Tentunya hal ini akan kembali menimbulkan pertentangan dengan golongan lainnya
(nasionalis dan agama lainnya). Bila kita melihat dari sudut pandang sejarah
memang kita akan jumpai bahwa umat Islam di Indonesia sejak dulu telah
memperlihatkan sebuah bentuk eksistensi yang kemudian mengarah pada penerapan
hukum Islam bahkan bentuk negara Islam sebagai sebuah kewajiban menjalankan
perintah agama. Dengan kata lain dikatakan bahwa isu negara pembentukan negara
Islam ataupun penegakan Syariat Islam bukanlah hal yang baru dalam rangkaian
perjalanan panjang bangsa ini. Begitu pula dengan hambatan yang dihadapinya,
selalu saj mendapat pertentangan dari kelompok lainnya.

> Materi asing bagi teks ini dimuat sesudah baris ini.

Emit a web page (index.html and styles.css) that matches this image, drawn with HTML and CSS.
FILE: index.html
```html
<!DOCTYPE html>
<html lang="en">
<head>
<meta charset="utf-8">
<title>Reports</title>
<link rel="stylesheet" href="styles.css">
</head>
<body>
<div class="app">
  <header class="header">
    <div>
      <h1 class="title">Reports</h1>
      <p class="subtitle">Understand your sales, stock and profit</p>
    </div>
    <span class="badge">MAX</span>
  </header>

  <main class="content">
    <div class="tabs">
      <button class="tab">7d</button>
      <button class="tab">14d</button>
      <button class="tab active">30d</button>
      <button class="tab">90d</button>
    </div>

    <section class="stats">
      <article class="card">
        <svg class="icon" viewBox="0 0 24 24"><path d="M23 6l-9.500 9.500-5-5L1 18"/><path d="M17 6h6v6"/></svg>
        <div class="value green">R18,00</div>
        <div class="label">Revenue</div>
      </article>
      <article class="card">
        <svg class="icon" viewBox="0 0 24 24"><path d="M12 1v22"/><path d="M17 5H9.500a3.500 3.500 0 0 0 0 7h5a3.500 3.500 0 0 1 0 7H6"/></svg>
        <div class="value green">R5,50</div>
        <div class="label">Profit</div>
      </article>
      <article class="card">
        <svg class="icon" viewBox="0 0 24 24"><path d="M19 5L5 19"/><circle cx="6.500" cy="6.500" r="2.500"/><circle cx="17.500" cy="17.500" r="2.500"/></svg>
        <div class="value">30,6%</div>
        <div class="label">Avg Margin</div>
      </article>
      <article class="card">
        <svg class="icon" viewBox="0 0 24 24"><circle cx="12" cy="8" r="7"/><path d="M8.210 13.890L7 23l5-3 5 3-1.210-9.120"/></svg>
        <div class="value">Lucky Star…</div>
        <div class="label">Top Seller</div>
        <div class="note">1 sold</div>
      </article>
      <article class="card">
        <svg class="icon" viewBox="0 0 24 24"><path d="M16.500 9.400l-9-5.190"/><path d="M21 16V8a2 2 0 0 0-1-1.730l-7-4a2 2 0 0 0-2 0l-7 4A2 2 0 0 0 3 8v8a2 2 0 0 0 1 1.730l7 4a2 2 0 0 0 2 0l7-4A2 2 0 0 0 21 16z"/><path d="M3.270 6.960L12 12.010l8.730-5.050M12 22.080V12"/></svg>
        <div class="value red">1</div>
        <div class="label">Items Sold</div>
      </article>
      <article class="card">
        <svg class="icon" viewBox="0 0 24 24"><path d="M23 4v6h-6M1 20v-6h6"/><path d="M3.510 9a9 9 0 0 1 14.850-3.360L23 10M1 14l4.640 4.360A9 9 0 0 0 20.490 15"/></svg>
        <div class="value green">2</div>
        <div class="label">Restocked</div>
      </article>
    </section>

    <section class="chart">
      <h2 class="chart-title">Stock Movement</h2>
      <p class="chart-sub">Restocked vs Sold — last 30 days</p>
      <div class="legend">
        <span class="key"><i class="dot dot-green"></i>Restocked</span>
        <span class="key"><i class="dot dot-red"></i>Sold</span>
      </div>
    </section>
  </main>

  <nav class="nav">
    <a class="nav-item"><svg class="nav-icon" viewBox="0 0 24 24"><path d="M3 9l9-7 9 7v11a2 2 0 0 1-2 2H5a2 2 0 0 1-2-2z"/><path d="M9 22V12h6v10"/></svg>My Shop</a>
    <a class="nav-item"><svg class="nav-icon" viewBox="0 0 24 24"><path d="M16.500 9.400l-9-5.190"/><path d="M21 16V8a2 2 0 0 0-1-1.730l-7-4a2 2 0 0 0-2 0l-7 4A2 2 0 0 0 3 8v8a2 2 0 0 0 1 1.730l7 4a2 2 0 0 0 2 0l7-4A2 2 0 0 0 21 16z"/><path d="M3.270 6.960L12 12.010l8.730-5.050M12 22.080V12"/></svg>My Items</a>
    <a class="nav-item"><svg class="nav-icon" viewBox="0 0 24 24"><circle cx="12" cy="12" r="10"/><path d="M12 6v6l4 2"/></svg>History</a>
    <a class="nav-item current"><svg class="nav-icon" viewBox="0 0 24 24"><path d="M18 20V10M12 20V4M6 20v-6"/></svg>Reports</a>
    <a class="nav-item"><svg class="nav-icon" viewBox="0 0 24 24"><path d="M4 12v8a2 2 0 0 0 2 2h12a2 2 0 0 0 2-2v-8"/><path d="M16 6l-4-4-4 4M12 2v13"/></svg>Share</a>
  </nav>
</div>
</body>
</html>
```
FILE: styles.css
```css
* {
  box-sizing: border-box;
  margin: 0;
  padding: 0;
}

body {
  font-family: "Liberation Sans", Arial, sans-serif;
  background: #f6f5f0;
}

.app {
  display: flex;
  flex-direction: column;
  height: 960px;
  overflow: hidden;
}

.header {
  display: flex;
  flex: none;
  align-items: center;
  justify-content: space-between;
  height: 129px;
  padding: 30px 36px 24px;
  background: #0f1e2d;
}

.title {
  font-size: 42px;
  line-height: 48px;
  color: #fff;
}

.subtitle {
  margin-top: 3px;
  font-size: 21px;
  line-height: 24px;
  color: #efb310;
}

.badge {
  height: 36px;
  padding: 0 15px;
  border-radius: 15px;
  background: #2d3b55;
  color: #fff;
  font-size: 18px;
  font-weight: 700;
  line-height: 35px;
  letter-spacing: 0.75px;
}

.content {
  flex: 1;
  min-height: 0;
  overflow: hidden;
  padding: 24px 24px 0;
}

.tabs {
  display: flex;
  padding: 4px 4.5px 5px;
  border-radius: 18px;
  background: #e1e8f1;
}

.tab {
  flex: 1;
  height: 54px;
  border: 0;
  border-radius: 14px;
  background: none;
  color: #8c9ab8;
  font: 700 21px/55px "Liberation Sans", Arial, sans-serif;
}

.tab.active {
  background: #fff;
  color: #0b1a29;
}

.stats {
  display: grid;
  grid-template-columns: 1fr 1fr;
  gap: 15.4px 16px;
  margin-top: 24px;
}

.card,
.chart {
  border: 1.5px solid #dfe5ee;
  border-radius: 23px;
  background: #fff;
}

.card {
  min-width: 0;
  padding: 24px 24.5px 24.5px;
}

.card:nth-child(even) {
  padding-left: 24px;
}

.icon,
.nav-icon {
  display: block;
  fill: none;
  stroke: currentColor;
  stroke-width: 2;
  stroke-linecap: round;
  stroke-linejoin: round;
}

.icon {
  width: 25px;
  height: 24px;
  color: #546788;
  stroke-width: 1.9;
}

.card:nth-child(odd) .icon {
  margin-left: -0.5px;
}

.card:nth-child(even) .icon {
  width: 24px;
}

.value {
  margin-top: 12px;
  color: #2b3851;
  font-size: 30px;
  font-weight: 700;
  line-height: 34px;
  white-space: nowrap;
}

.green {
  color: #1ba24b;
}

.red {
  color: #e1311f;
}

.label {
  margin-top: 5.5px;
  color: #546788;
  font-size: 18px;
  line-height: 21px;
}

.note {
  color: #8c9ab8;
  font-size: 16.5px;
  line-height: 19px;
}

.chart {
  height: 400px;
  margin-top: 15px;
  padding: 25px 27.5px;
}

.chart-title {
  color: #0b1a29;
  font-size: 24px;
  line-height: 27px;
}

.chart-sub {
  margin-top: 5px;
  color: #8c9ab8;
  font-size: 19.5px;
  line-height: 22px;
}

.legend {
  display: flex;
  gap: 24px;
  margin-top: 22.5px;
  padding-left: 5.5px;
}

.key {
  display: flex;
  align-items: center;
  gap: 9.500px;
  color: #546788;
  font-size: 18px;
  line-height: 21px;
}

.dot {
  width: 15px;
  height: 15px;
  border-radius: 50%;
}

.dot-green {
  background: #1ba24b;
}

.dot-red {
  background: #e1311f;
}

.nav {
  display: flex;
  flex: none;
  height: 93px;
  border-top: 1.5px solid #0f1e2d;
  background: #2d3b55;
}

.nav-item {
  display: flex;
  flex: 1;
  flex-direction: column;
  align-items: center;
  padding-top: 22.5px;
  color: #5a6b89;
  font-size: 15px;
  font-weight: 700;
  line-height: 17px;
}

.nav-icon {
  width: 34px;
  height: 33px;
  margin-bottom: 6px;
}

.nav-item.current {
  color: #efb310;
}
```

Walaupun akhirnya tetap
saja bentuk negara Indonesia hingga sekarang masih tetap bentuk negara Republik
Indonesia dan bukanlah negara Islam ataupun negara Agama.

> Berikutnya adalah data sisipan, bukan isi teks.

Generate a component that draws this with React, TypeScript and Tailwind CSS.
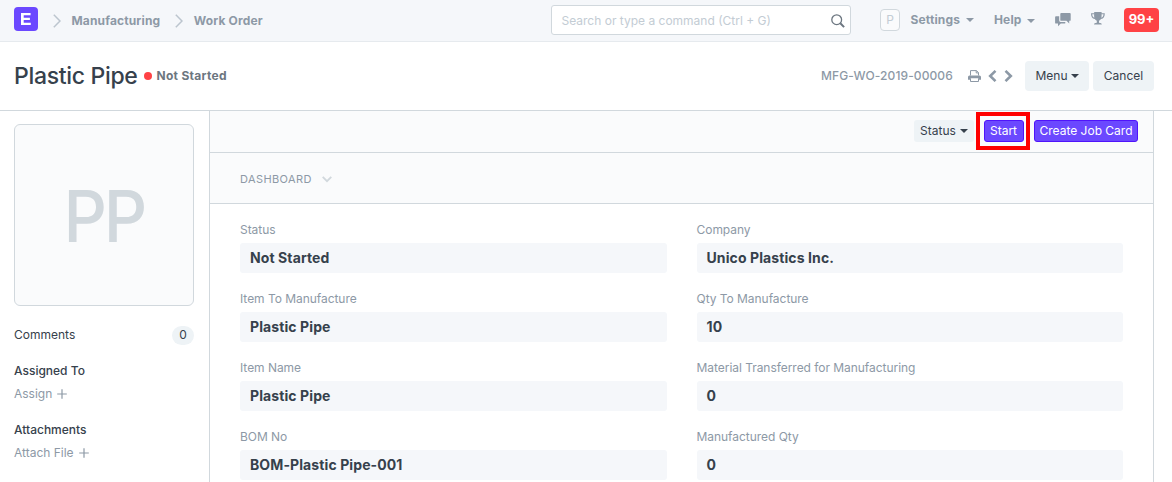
import type { ReactNode } from "react";

const Caret = ({ className = "" }: { className?: string }) => (
  <svg width="8" height="4" viewBox="0 0 8 4" className={className} fill="currentColor">
    <path d="M0 0h8L4 4z" />
  </svg>
);

const Crumb = ({ children, className }: { children: ReactNode; className: string }) => (
  <>
    <svg width="8" height="14" viewBox="0 0 8 14" fill="none" stroke="#bcc5ce" strokeWidth="1.5" className={className}>
      <path d="M.8.8 7 7 .8 13.2" />
    </svg>
    <span>{children}</span>
  </>
);

const Plus = ({ className = "" }: { className?: string }) => (
  <svg width="10" height="10" viewBox="0 0 10 10" stroke="#8d99a6" strokeWidth="1.2" className={className}>
    <path d="M5 .2v9.6M.2 5h9.6" />
  </svg>
);

function Navbar() {
  return (
    <header className="flex h-[42px] shrink-0 items-center border-b border-[#e6eaee] bg-[#f5f7fa] pl-3.5 pr-[13px] text-xs font-bold text-[#8d99a6]">
      <div className="mt-[-4px] flex h-6 w-6 items-center justify-center rounded bg-[#6b48ff]">
        <svg width="10" height="12" viewBox="0 0 10 12" fill="#fff">
          <path d="M0 0h9.6v2.3H2.7v2.4h6.2V7H2.7v2.7h7.1V12H0z" />
        </svg>
      </div>
      <div className="flex w-[513px] items-center tracking-[0.15px]">
        <Crumb className="ml-[15px] mr-[10.5px]">Manufacturing</Crumb>
        <Crumb className="ml-[15px] mr-[10.5px]">Work Order</Crumb>
      </div>
      <div className="mt-[-1px] flex h-[30px] w-[300px] items-center justify-between rounded-[3px] border border-[#d1d8dd] bg-white pl-[9.5px] pr-[5px] font-normal text-[#c3ccd4]">
        <span className="mt-px">Search or type a command (Ctrl + G)</span>
        <svg width="14" height="14" viewBox="0 0 14 14" fill="none" stroke="#6c7680" className="mt-0.5">
          <circle cx="5.7" cy="5.7" r="4.9" strokeWidth="1.3" />
          <path d="m9.3 9.3 3.8 3.8" strokeWidth="2" />
        </svg>
      </div>
      <div className="ml-[29px] mt-[-2px] flex h-[22px] w-5 items-center justify-center rounded border border-[#d1d8dd] bg-[#fafbfc] font-normal text-[#c3ccd4]">
        P
      </div>
      <span className="ml-[10.5px] mt-[-2px] w-[51.5px] tracking-[0.15px]">Settings</span>
      <Caret className="ml-1 mt-[-2px]" />
      <span className="ml-5 mt-[-2px] w-[29px] tracking-[0.15px]">Help</span>
      <Caret className="ml-1" />
      <svg width="16" height="14" viewBox="0 0 16 14" fill="currentColor" className="ml-5 mt-[-2px]">
        <path d="M6.200 0h8.600q.9 0 .9.900v6q0 .9-.9.900h-.6v2.700L11.500 7.800H6.200q-.9 0-.9-.9v-6Q5.300 0 6.200 0z" />
        <path d="M1 3.300h3.200v4.300q0 1.300 1.300 1.300h4.800v1q0 .7-.8.7H5.800L3 13.300v-2.700H1q-.9 0-.9-.9V4.200q0-.9.900-.9z" />
      </svg>
      <svg width="14" height="13" viewBox="0 0 14 13" fill="currentColor" className="ml-[20px] mt-[-4px]">
        <path d="M3.200 0h7.400v1.200h3.200c0 3.300-1.100 5.400-3.800 5.800-.5.900-1.200 1.400-2 1.700v2.100c1.700.1 2.800.6 2.800 1.600H3c0-1 1.100-1.500 2.800-1.600V8.700c-.8-.3-1.500-.8-2-1.700C1.100 6.600 0 4.500 0 1.200h3.200zM1.200 2.300c.1 1.700.8 2.900 2.100 3.400-.2-1-.2-2.200-.2-3.400zm9.400 0c0 1.200 0 2.400-.2 3.400 1.300-.5 2-1.700 2.100-3.400z" fillRule="evenodd" />
      </svg>
      <span className="ml-auto mt-[-2px] flex h-6 w-[35px] items-center justify-center rounded bg-[#ff4245] text-[13px] text-white">99+</span>
    </header>
  );
}

function PageHead() {
  return (
    <div className="flex h-[69px] shrink-0 items-center border-b border-[#d1d8dd] pl-3.5 pr-[18px] text-xs">
      <h1 className="w-[130px] whitespace-nowrap text-[23px] font-medium leading-7 tracking-[-0.32px]">Plastic Pipe</h1>
      <span className="h-2 w-2 rounded-full bg-[#ff4245]" />
      <span className="ml-[4.5px] mt-[-1px] font-bold tracking-[0.3px] text-[#6c7680]">Not Started</span>
      <span className="ml-auto mr-[13.5px] w-[133px] whitespace-nowrap font-medium tracking-[0.1px] text-[#8d99a6]">MFG-WO-2019-00006</span>
      <svg width="13" height="12" viewBox="0 0 13 12" fill="none" stroke="#8d99a6">
        <path d="M2.500 5.500V.6h6l2 2v2.900M8.200.6v2.300h2.300" />
        <path d="M0 9.700V7q0-1.500 1.500-1.500h10Q13 5.500 13 7v2.700h-2.300V8.300H2.300v1.400z" fill="#8d99a6" stroke="none" />
        <path d="M2.500 8.300v3.200h8V8.300" />
      </svg>
      <svg width="9" height="12" viewBox="0 0 9 12" fill="none" stroke="#8d99a6" strokeWidth="2.600" className="ml-[7.5px]">
        <path d="M7.500.9 2.200 6l5.300 5.100" />
      </svg>
      <svg width="9" height="12" viewBox="0 0 9 12" fill="none" stroke="#8d99a6" strokeWidth="2.600" className="ml-[7px]">
        <path d="M1.500.9 6.800 6l-5.300 5.100" />
      </svg>
      <button className="ml-3 flex h-[30px] w-16 items-center justify-center gap-[3px] rounded bg-[#eef3f6]">
        Menu <Caret />
      </button>
      <button className="ml-1 h-[30px] w-[61px] rounded bg-[#eef3f6]">Cancel</button>
    </div>
  );
}

function Sidebar() {
  return (
    <aside className="w-[209px] pl-3.5 pr-[15px] pt-[13px] text-xs leading-[18px]">
      <div className="flex h-[182px] items-center justify-center rounded-md border border-[#d1d8dd] bg-[#fafbfc] pt-0.5 text-[72px] font-medium tracking-[-3.5px] text-[#d1d8dd]">
        <span className="scale-x-[0.94]">PP</span>
      </div>
      <div className="mt-5 flex h-[19px] items-center justify-between">
        <span className="mt-[-2px]">Comments</span>
        <span className="flex h-[19px] w-[22px] items-center justify-center rounded-full bg-[#eef3f6] pb-px">0</span>
      </div>
      <div className="mt-[17px] font-medium">Assigned To</div>
      <div className="mt-[5px] flex items-center text-[#8d99a6]">
        Assign <Plus className="ml-[5px]" />
      </div>
      <div className="mt-[18px] font-medium">Attachments</div>
      <div className="mt-[5px] flex items-center text-[#8d99a6]">
        Attach File <Plus className="ml-[5px]" />
      </div>
    </aside>
  );
}

const fields = [
  ["Status", "Not Started"],
  ["Company", "Unico Plastics Inc."],
  ["Item To Manufacture", "Plastic Pipe"],
  ["Qty To Manufacture", "10"],
  ["Item Name", "Plastic Pipe"],
  ["Material Transferred for Manufacturing", "0"],
  ["BOM No", "BOM-Plastic Pipe-001"],
  ["Manufactured Qty", "0"],
];

function Form() {
  return (
    <main className="w-[945px] border-x border-[#d1d8dd]">
      <div className="flex h-[42px] items-center justify-end border-b border-[#d1d8dd] bg-[#fafbfc] pr-[15px] text-xs">
        <button className="mt-[-1px] flex h-[22px] w-[60px] items-center justify-center gap-1 rounded-[3px] bg-[#eef3f6]">
          Status <Caret />
        </button>
        <div className="ml-0.5 mt-[-1px] flex h-[38px] w-[54px] items-center justify-center border-4 border-[#ff0000] pl-px">
          <button className="h-[22px] w-10 rounded-[3px] border border-[#5014fb] bg-[#6b48ff] leading-5 text-white">Start</button>
        </div>
        <button className="ml-1 mt-[-1px] h-[22px] w-[104px] whitespace-nowrap rounded-[3px] border border-[#5014fb] bg-[#6b48ff] leading-5 text-white">
          Create Job Card
        </button>
      </div>
      <div className="flex h-[51px] items-center border-b border-[#d1d8dd] bg-[#fafbfc] pl-[30px] pt-0.5 text-[11px] tracking-[0.4px] text-[#8d99a6]">
        <span className="w-[72px]">DASHBOARD</span>
        <svg width="10" height="7" viewBox="0 0 10 7" fill="none" stroke="#d1d8dd" strokeWidth="1.800" className="ml-[10px]">
          <path d="m.7.900 4.300 4.300L9.300.900" />
        </svg>
      </div>
      <div className="grid grid-cols-2 gap-x-[30px] px-[30px] pt-[17px]">
        {fields.map(([label, value]) => (
          <div key={label} className="h-[69px]">
            <div className="h-[22px] text-xs leading-[18px] tracking-[-0.04px] text-[#8d99a6]">{label}</div>
            <div className="h-[30px] rounded-[3px] bg-[#f5f7fa] px-2.5 text-sm font-bold leading-[30px] tracking-[0.1px]">{value}</div>
          </div>
        ))}
      </div>
    </main>
  );
}

export default function App() {
  return (
    <div className="flex h-[482px] w-[1172px] flex-col overflow-hidden bg-white font-['Inter',sans-serif] text-[#36414c]">
      <Navbar />
      <PageHead />
      <div className="flex flex-1">
        <Sidebar />
        <Form />
      </div>
    </div>
  );
}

Dalam perjalanan bangsa ini (dalam
konteks Indonesia sebagai sebuah negara kesatuan) walaupun prinsip – prinsip
keIslaman tidak berhasil menjadi konstitusi negara ini, namun tidak bisa
dipungkiri bahwa dalam prakteknya Islam tetap berpengaruh besar di negara ini,
hal ini tentunya dikarenakan Indonesia adalah negara mayoritas muslim dan
banyak pemikir-pemikir Islam yang turut andil dalam percaturan politik
nasional, walaupun tidak berada dalam sebuah sistem politik Islam namun tetap
saja simbol-simbol keIslam dinilai penting sebagai suatu bentuk Eksisitensi
dalam kancah politik Indonesia.
Islam sebagai sebuah peradaban
memang pernah berjaya dimasa silam dan semasa berjayanya pemerintahan Islam
memang belum pernah di temukan adanya bentuk negara seperti yang ada sekarang
(bentuk negara nasional). Kekuasaan Islam pernah berjaya secara Global dalam
bentuk yang unik dan berciri sendiri. Maka dalam perkembangannya sekarang tidak
heran bila kita jumpai kelompok kelompok Islam fundamentalis anti-demokrasi dan
menganggap tidak perlu meniru sistem yang berasal dari Barat karena meyakini
bahwa dalam Islam telah ada bentuk pemerintahan sendiri.